36 km 1350 D+ 700 D- durée 12 h 30
Centième jour !
Nous avons quitté la frontière mexicaine en mars et nous voilà, au cœur de l’été californien, avec l’impression que c’était hier.
Cela donne le vertige. Les étapes et les kilomètres s’accumulent. Nous commençons à peine à prendre la mesure de l’incroyable folie pédestre imaginée par les concepteurs du PCT.
Comment est-il possible d’arriver à croiser aussi peu de route, de ville, de trace de civilisation. On a beau savoir que les USA sont peu densément peuplés, c’est quand même bluffant. Nous sommes bien Into The Wild, comme décrit par les Américains.
Dans, Avec, Au milieu du Sauvage ! C’est tout cela à la fois le PCT, et bien plus encore. Être dans la Nature c’est aussi une perception différente du quotidien de nos activités civilisées. Se lever et se coucher avec le soleil, chercher son eau et accepter de boire au gré des torrents, ne plus dépendre d’une montre et d’un temps souvent artificiel. C’est un aspect étonnant de la vie du chemin.
Après un lever rapide, nous voilà de nouveau à avancer sur un trail poussiéreux qui se faufile dans la forêt de Shasta National, à l’ouest et au nord du lac Britton. Nous croisons celui-ci en marchant sur le barrage Pit N°3, vers Gaging Station sur une route bitumée à plus de 50 mètres de haut au-dessus de la rivière Pit. L’eau du lac se jette en contre bas en un vacarme assourdissant. Nous sommes seuls au matin.
Nous entrons dans les immenses forêts ou nous allons être isolés pendant quatre jours au niveau de Clark Creek Road. Nous avons de nouveau l’impression de plonger dans la gueule du loup, en une fuite en avant avec unique échappatoire dans 96 heures !
Ce sera le cas, nous allons entrer dans un effrayant tunnel vert, avec toutes les versions de la progression en futaie. Les arbres sont gigantesques entre 50 m et 70 mètres de haut, sans aucune pousse en dessous. Quand des clairières existent, des arbustes de plus petites tailles recouvrent une végétation dense qui occulte tout, y compris le chemin en un tableau fantasmagorique. À cinq mètres de distance, il m’est impossible de visualiser Hélène. Si elle est à plus de 10 mètres, elle devient inaudible, la flore créant un isolant phonique extraordinaire. Il s’agirait de ne pas de se perdre !
La seule fois où nous aurons une vue dégagée, un aperçu impressionnant sur le Mt Shasta s’offre à nous. C’est réellement un cône volcanique quasi parfait. C’est vraiment beau et nous avons hâte d’avoir un panorama plus conséquent sur la région.

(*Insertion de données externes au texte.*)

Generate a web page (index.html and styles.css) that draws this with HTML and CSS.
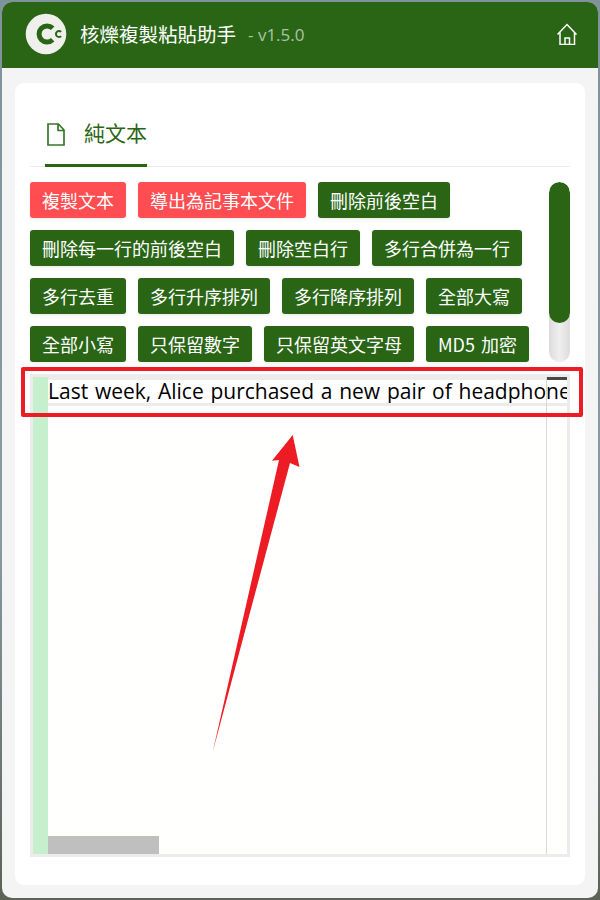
FILE: index.html
```html
<!DOCTYPE html>
<html lang="zh-Hant">
<head>
<meta charset="utf-8">
<title>核爍複製粘貼助手</title>
<link rel="stylesheet" href="styles.css">
</head>
<body>
<div class="window">
  <header class="header">
    <svg class="logo" viewBox="0 0 42 42" width="42" height="42" aria-hidden="true">
      <circle cx="21" cy="21" r="20.3" fill="#efefec"/>
      <path d="M27.7 15.3A8 8 0 1 0 27.7 26.7" fill="none" stroke="#2a6516" stroke-width="5"/>
      <path d="M36.1 18.9A3 3 0 1 0 36.1 23.1" fill="none" stroke="#2a6516" stroke-width="2"/>
    </svg>
    <span class="title">核爍複製粘貼助手</span>
    <span class="version">- v1.5.0</span>
    <svg class="home" viewBox="0 0 22 22" width="22" height="22" aria-hidden="true">
      <path d="M1.5 11.5 11 1.5l9.5 10M4 9.5v12h14.5v-12M9 21.5v-6.5h4.5v6.5" fill="none" stroke="#fff" stroke-width="1.5"/>
    </svg>
  </header>
  <main class="card">
    <div class="tabs">
      <div class="tab">
        <svg class="file" viewBox="0 0 18 23" width="18" height="23" aria-hidden="true">
          <path d="M1 1h10.5L17 7v15H1zM11 1v6.5h6" fill="none" stroke="#38762a" stroke-width="1.7"/>
        </svg>
        <span>純文本</span>
      </div>
    </div>
    <div class="tools">
      <div class="buttons">
        <button class="btn btn-red">複製文本</button>
        <button class="btn btn-red">導出為記事本文件</button>
        <button class="btn">刪除前後空白</button>
        <button class="btn">刪除每一行的前後空白</button>
        <button class="btn">刪除空白行</button>
        <button class="btn">多行合併為一行</button>
        <button class="btn">多行去重</button>
        <button class="btn">多行升序排列</button>
        <button class="btn">多行降序排列</button>
        <button class="btn">全部大寫</button>
        <button class="btn">全部小寫</button>
        <button class="btn">只保留數字</button>
        <button class="btn">只保留英文字母</button>
        <button class="btn">MD5 加密</button>
      </div>
      <div class="scrollbar"><div class="scroll-thumb"></div></div>
    </div>
    <div class="editor">
      <div class="gutter"></div>
      <div class="code">
        <div class="line">Last week, Alice purchased a new pair of headphone</div>
        <div class="hthumb"></div>
        <div class="minimap"><div class="minimap-mark"></div></div>
      </div>
    </div>
  </main>
</div>
<div class="red-frame"></div>
<svg class="arrow" viewBox="0 0 600 900" width="600" height="900" aria-hidden="true">
  <path d="M292.7 435 299.5 467 290 463 212.7 752 279 460 272 460.7Z" fill="#ed1c24"/>
</svg>
</body>
</html>
```
FILE: styles.css
```css
* { box-sizing: border-box; }
html, body { margin: 0; height: 100%; }
body {
  position: relative;
  width: 600px;
  height: 900px;
  overflow: hidden;
  padding: 2px;
  background: linear-gradient(#7f929d 0, #8a9aa3 60%, #5d6257 100%);
  font-family: "Noto Sans CJK TC", "Noto Sans", sans-serif;
}
.window {
  height: 896px;
  display: flex;
  flex-direction: column;
  background: #f4f4f4;
  border-radius: 10px;
  overflow: hidden;
}
.header {
  flex: none;
  height: 66px;
  display: flex;
  align-items: center;
  background: #2a6516;
  padding: 0 20px 2px 23px;
  color: #fff;
}
.logo { flex: none; }
.title { margin-left: 13px; font-size: 19.5px; line-height: 1; }
.version { margin-left: 12px; font-size: 17px; line-height: 1; color: #a9c4a6; font-family: "Open Sans", sans-serif; }
.home { margin-left: auto; }
.card {
  flex: 1;
  margin: 15px 13px 13px;
  background: #fff;
  border-radius: 9px;
  padding: 0 15px;
  display: flex;
  flex-direction: column;
}
.tabs {
  flex: none;
  height: 84px;
  display: flex;
  align-items: flex-end;
  border-bottom: 1px solid #ececec;
}
.tab {
  margin-left: 15px;
  height: 48px;
  width: 102px;
  display: flex;
  align-items: flex-start;
  gap: 19px;
  color: #2a6516;
  font-size: 21px;
  line-height: 26px;
  border-bottom: 3px solid #2a6516;
  margin-bottom: -1px;
  white-space: nowrap;
}
.file { flex: none; margin-top: 4px; margin-left: 2px; }
.tools {
  flex: none;
  margin-top: 15px;
  display: flex;
  justify-content: space-between;
  height: 180px;
}
.buttons {
  width: 510px;
  display: flex;
  flex-wrap: wrap;
  align-content: flex-start;
  gap: 12px;
}
.btn {
  height: 36px;
  padding: 0 12px;
  border: 0;
  border-radius: 3px;
  background: #2a6516;
  color: #fff;
  font-family: inherit;
  font-size: 18px;
  word-spacing: 2px;
  line-height: 36px;
  white-space: nowrap;
  box-shadow: 0 2px 3px rgba(0, 0, 0, .06);
}
.btn-red { background: #ff4d51; }
.scrollbar {
  width: 21px;
  height: 180px;
  border-radius: 11px;
  background: linear-gradient(90deg, #dcdcdc, #efefef 50%, #dcdcdc);
  overflow: hidden;
}
.scroll-thumb { height: 141px; background: #2a6516; border-radius: 11px; }
.editor {
  flex: none;
  margin-top: 12px;
  height: 483px;
  border: 3px solid #ececec;
  display: flex;
  background: #fffffd;
}
.gutter { flex: none; width: 15px; background: #c6efce; }
.code { position: relative; flex: 1; min-width: 0; overflow: hidden; }
.line {
  height: 29px;
  border-top: 3px solid #ececec;
  border-bottom: 3px solid #ececec;
  white-space: nowrap;
  overflow: hidden;
  font-family: "Open Sans", sans-serif;
  font-size: 21px;
  word-spacing: 1.3px;
  line-height: 22px;
  color: #000;
  background: #fff;
}
.hthumb { position: absolute; left: 0; bottom: 0; width: 111px; height: 18px; background: #bfbfbf; }
.minimap { position: absolute; right: 0; top: 0; bottom: 0; width: 21px; border-left: 1px solid #d9d9d9; }
.minimap-mark { height: 3px; background: #474747; }
.red-frame {
  position: absolute;
  left: 21px;
  top: 367px;
  width: 562px;
  height: 50px;
  border: 4px solid #ed1c24;
  border-radius: 2px;
}
.arrow { position: absolute; left: 0; top: 0; }
```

La bonne nouvelle qui accompagne cet environnement sylvestre, c’est que nous avons de l’ombre sur plus de 80 % du sentier. L’autre point positif et heureusement, c’est la présence d’eau tous les six kilomètres. Avancer, malgré les températures effrayantes de 41° avec une hygrométrie de forêt tropicale, sans vent est une authentique épreuve.
Nous n’avons pas eu de moment de fatigue ni de coup de chaleur, mais on sent bien qu’il faut rester vigilant. Les rares fois où nous passons au soleil, l’air dépasse allègrement les 50 voire 55 °C. En quelques minutes, cela devient suffocant puis apparaissent des maux de tête et une sensation désagréable de malaise. Il est impératif de vite regagner l’ombre. Malgré ces conditions difficiles, nous avançons plutôt bien. Cool.
Nous allons boire plus de 6 l d’eau par personne durant l’étape. Impressionnant !
Cela nous a permis de tenir le programme que nous nous étions fixé. À partir du cinquième kilomètre, nous ne ferons plus que monter, jusqu’au trentième kilomètre, amenant à un dénivelé conséquent en fin de journée de plus de 1000 m. Ça use.
Ce soir nous dormons le long d’une route forestière, près d’une rivière. Le site de campement est correct, mais l’ambiance est moyenne. Des panneaux Private Property rappellent que nous ne sommes que tolérés. C’est d’ailleurs une étape où nous avons eu un entretien très minimaliste du sentier. Le propriétaire ne force pas son talent pour faciliter la progression des randonneurs. C’est aussi cela la vie du Trail.